Precision Recall P+R
Original 77.0 77.0 153.9
16 bags unbalanced 80.6 76.0 156.6
16 bags balanced 77.8 77.8 155.6

We see that this method of combination, resulting in a balanced precision and recall, still gives us an improvement over the original parser, but not as great an improvement (in terms of P+R) as was achieved when voting was done on a constituent basis.

At the end of the workshop we had a number of parsers at our disposal for Czech, so we next explored methods for combining the outputs of those parsers. Below we show the oracle accuracy for various combinations of parsers, in other words the accuracy when an oracle can choose constituents from the union of all constituents posited by at least one parser.
 
Oracle Accuracy
Original 77.0
+ 10 Bags 86.8
+ 18 Bags 88.1
+ 18 + Oren + Dan 91.7
+ Oren + Dan 86.6

Each parser does seem to add potential information. However, note that the Oren and Dan parser together give fewer good constituents than can simply be realized via bagging the original Collins parser.

Below are the results for constituent voting, where each parser has a weighted vote. The vote is weighted by the parser's estimated accuracy.
 
P+R
18 Bags 156.6
18 Bags + Original 156.6
18 + Orig + Dan 156.6
18 + Orig + Oren 156.6
18 + Orig + Oren + Dan 157.2

From this we can see that at least using this simple combination scheme, the Oren and Dan parser do not provide us with useful information beyond what can be exploited from the Collins parser via bagging.
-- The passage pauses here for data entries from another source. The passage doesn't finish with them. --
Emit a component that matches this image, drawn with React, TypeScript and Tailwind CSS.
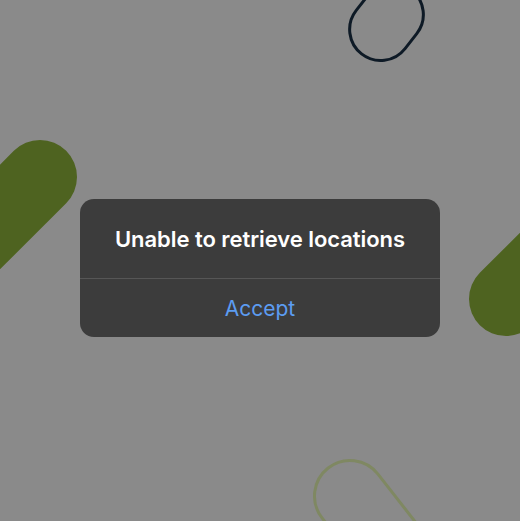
import React from 'react';

// Decorative capsules scattered on the backdrop
const Backdrop: React.FC = () => (
  <svg
    className="absolute inset-0 pointer-events-none"
    width={520}
    height={521}
    viewBox="0 0 520 521"
  >
    {/* left filled pill */}
    <line x1={40} y1={177} x2={-120} y2={337} stroke="#4e6320" strokeWidth={74} strokeLinecap="round" />
    {/* right filled pill */}
    <line x1={506} y1={299} x2={660} y2={145} stroke="#4e6320" strokeWidth={74} strokeLinecap="round" />
    {/* top navy outline */}
    <rect
      x={386.5 - 40.5}
      y={22 - 31}
      width={81}
      height={62}
      rx={31}
      fill="none"
      stroke="#0e1a26"
      strokeWidth={3}
      transform="rotate(-52 386.5 22)"
    />
    {/* bottom faint outline */}
    <rect
      x={350 - 35.5}
      y={496 - 35.5}
      width={170}
      height={71}
      rx={35.5}
      fill="none"
      stroke="#7f8862"
      strokeWidth={3}
      transform="rotate(52 350 496)"
    />
  </svg>
);

export default function App() {
  return (
    <div className="relative w-[520px] h-[521px] overflow-hidden bg-[#8a8a8a]" style={{ fontFamily: 'Inter, "Noto Sans", sans-serif' }}>
      <Backdrop />
      <div className="relative flex justify-center pt-[199px]">
        <div className="w-[360px] rounded-[14px] bg-[#3c3c3c] overflow-hidden">
          <div className="h-[80px] pt-[2px] flex items-center justify-center border-b border-[#565656]">
            <span className="text-[22px] font-semibold text-white tracking-[-0.05px]">Unable to retrieve locations</span>
          </div>
          <button className="w-full h-[58px] pt-[2px] flex items-center justify-center text-[21px] text-[#5c9cf2]">
            Accept
          </button>
        </div>
      </div>
    </div>
  );
}
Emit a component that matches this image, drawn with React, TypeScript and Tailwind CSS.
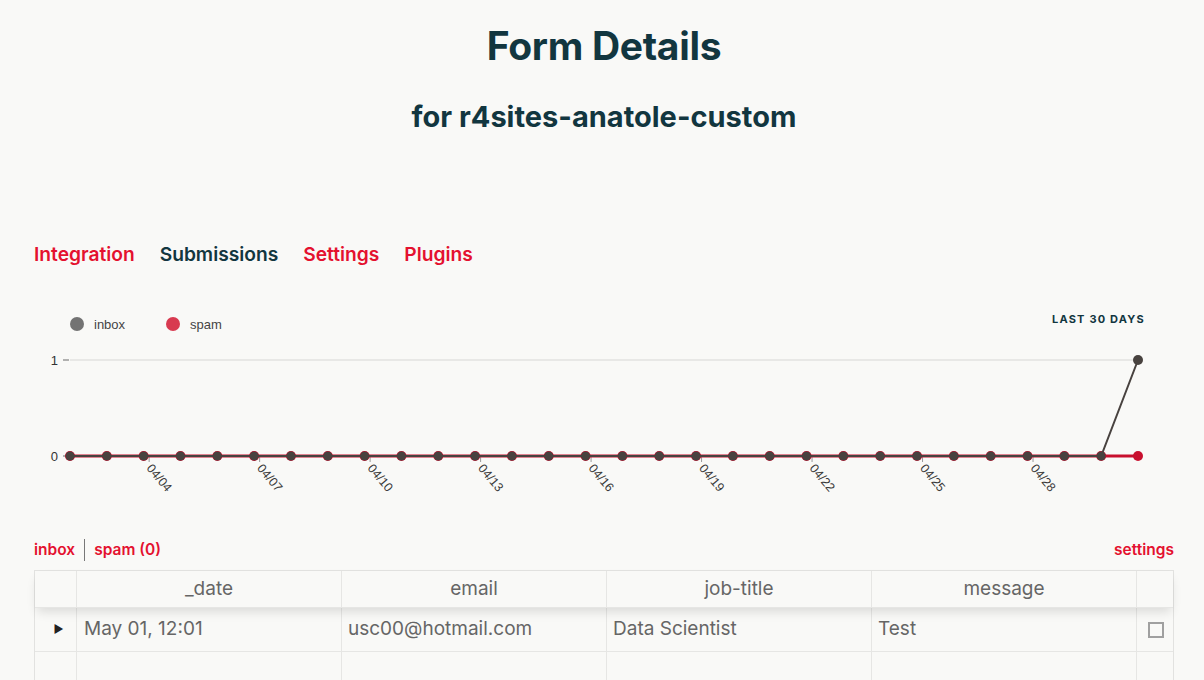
import React from "react";

const RED = "#e4112f";
const TEAL = "#12363f";

function Chart() {
  const n = 30;
  const x0 = 36;
  const step = (1104 - 36) / (n - 1);
  const xs = Array.from({ length: n }, (_, i) => x0 + i * step);
  const y0 = 156;
  const y1 = 60;
  const inboxY = xs.map((_, i) => (i === n - 1 ? y1 : y0));
  const labels = ["04/04", "04/07", "04/10", "04/13", "04/16", "04/19", "04/22", "04/25", "04/28"];
  const ticks = labels.map((l, k) => ({ l, x: xs[2 + k * 3] + 5.5 }));
  const inboxPath = xs.map((x, i) => `${i === 0 ? "M" : "L"}${x},${inboxY[i]}`).join(" ");
  return (
    <svg width={1140} height={220} className="block" style={{ fontFamily: "'Liberation Sans', Arial, sans-serif" }}>
      <circle cx={43} cy={24} r={7} fill="#737373" />
      <text x={60} y={28.5} fontSize={13} fill="#444">inbox</text>
      <circle cx={139} cy={24} r={7} fill="#d83a50" />
      <text x={156} y={28.5} fontSize={13} fill="#444">spam</text>
      <text x={1111} y={23} fontSize={11} fontWeight={700} fill={TEAL} textAnchor="end" letterSpacing={1.2} style={{ fontFamily: "Inter, sans-serif" }}>LAST 30 DAYS</text>
      <line x1={36} x2={1104} y1={y1} y2={y1} stroke="#e2e2e0" strokeWidth={1.5} />
      <line x1={29} x2={35} y1={y1} y2={y1} stroke="#999" strokeWidth={1.5} />
      <line x1={29} x2={35} y1={y0} y2={y0} stroke="#999" strokeWidth={1.5} />
      <text x={24} y={y1 + 4.5} fontSize={13} fill="#333" textAnchor="end">1</text>
      <text x={24} y={y0 + 4.5} fontSize={13} fill="#333" textAnchor="end">0</text>
      {ticks.map((t) => (
        <g key={t.l}>
          <line x1={t.x} x2={t.x} y1={y0} y2={y0 + 6} stroke="#999" strokeWidth={1} />
          <text transform={`translate(${t.x},${y0 + 10}) rotate(50)`} x={0} y={4} fontSize={12.5} fill="#3a3a3a">{t.l}</text>
        </g>
      ))}
      <line x1={xs[0]} x2={xs[n - 1]} y1={y0} y2={y0} stroke="#c8102e" strokeWidth={3} />
      {xs.map((x, i) => (
        <circle key={"s" + i} cx={x} cy={y0} r={5} fill="#c8102e" />
      ))}
      <path d={inboxPath} fill="none" stroke="#48423f" strokeWidth={2} />
      {xs.map((x, i) => (
        <circle key={"i" + i} cx={x} cy={inboxY[i]} r={i === n - 1 ? 5 : 4.5} fill="#48423f" />
      ))}
    </svg>
  );
}

export default function App() {
  const cols = "grid grid-cols-[42px_265px_265px_265px_265px_37px]";
  const cell = "border-r border-[#e6e6e4]";
  return (
    <div className="min-h-[680px] w-[1204px] bg-[#f9f9f7] pl-[34px] pr-[30px]" style={{ fontFamily: "Inter, 'Noto Sans', sans-serif" }}>
      <div className="flex flex-col items-center pt-[23px]">
        <h1 className="text-[39px] font-bold leading-[46px] tracking-[-0.3px]" style={{ color: TEAL }}>Form Details</h1>
        <h2 className="mt-[30px] text-[29px] font-bold leading-[36px]" style={{ color: TEAL }}>for r4sites-anatole-custom</h2>
      </div>
      <nav className="mt-[107px] flex gap-[25px] text-[19.2px] font-semibold leading-[24px]">
        <span style={{ color: RED }}>Integration</span>
        <span style={{ color: TEAL }}>Submissions</span>
        <span style={{ color: RED }}>Settings</span>
        <span style={{ color: RED }}>Plugins</span>
      </nav>
      <div className="mt-[34px]">
        <Chart />
      </div>
      <div className="mt-[19px] flex items-center justify-between text-[15.5px] font-semibold leading-[20px]" style={{ color: RED }}>
        <div className="flex items-center">
          <span>inbox</span>
          <span className="mx-[9px] h-[22px] w-px bg-[#777]" />
          <span>spam (0)</span>
        </div>
        <span>settings</span>
      </div>
      <div className="mt-[9px] border-l border-r border-t border-[#e2e2e0] text-[19px] text-[#666]">
        <div className={`${cols} relative z-10 h-[37px] border-b border-[#e6e6e4] shadow-[0_6px_10px_-2px_rgba(0,0,0,0.12)]`}>
          <div className={cell} />
          <div className={`${cell} flex items-center justify-center`}>_date</div>
          <div className={`${cell} flex items-center justify-center`}>email</div>
          <div className={`${cell} flex items-center justify-center`}>job-title</div>
          <div className={`${cell} flex items-center justify-center`}>message</div>
          <div />
        </div>
        <div className={`${cols} h-[44px] border-b border-[#e6e6e4]`}>
          <div className={`${cell} flex items-center justify-center pl-[6px] text-[11px] text-[#222]`}>▶</div>
          <div className={`${cell} flex items-center pl-[7px]`}>May 01, 12:01</div>
          <div className={`${cell} flex items-center pl-[6px]`}>usc00@hotmail.com</div>
          <div className={`${cell} flex items-center pl-[6px]`}>Data Scientist</div>
          <div className={`${cell} flex items-center pl-[6px]`}>Test</div>
          <div className="flex items-center justify-center">
            <span className="h-[16px] w-[16px] border-2 border-[#a0a0a0]" />
          </div>
        </div>
        <div className={`${cols} h-[44px]`}>
          <div className={cell} />
          <div className={cell} />
          <div className={cell} />
          <div className={cell} />
          <div className={cell} />
          <div />
        </div>
      </div>
    </div>
  );
}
Below we show our final results. The method we chose for our final evaluation was to combine the 21 bags, without using the other parsers or the original parser.
 
DeV EvaL
P R P+R P R P+R
Baseline 77.0 77.0 153.9 79.1 79.1 158.3
Unrestricted 80.6 76.0 156.6 81.8 79.1 160.9
Restricted 77.8 77.8 155.6 79.9 79.9 159.8

We also ran experiments on English, by bagging the Collins English parser.
 
P R P+R
Original Parser 88.7 88.4 177.1
1 Bag 87.6 87.6 175.2
Original + 3 bags 90.5 87.1 177.6

 

References

Eric Brill and Jun Wu(1998). Classifiers Combination for Improved Lexical Disambiguation (COLING/ACL 1998).

Thomas G. Dietterich(1997). Machine-Learning Research: Four Current Directions. AI Magazine. Winter 1997, pp97-136.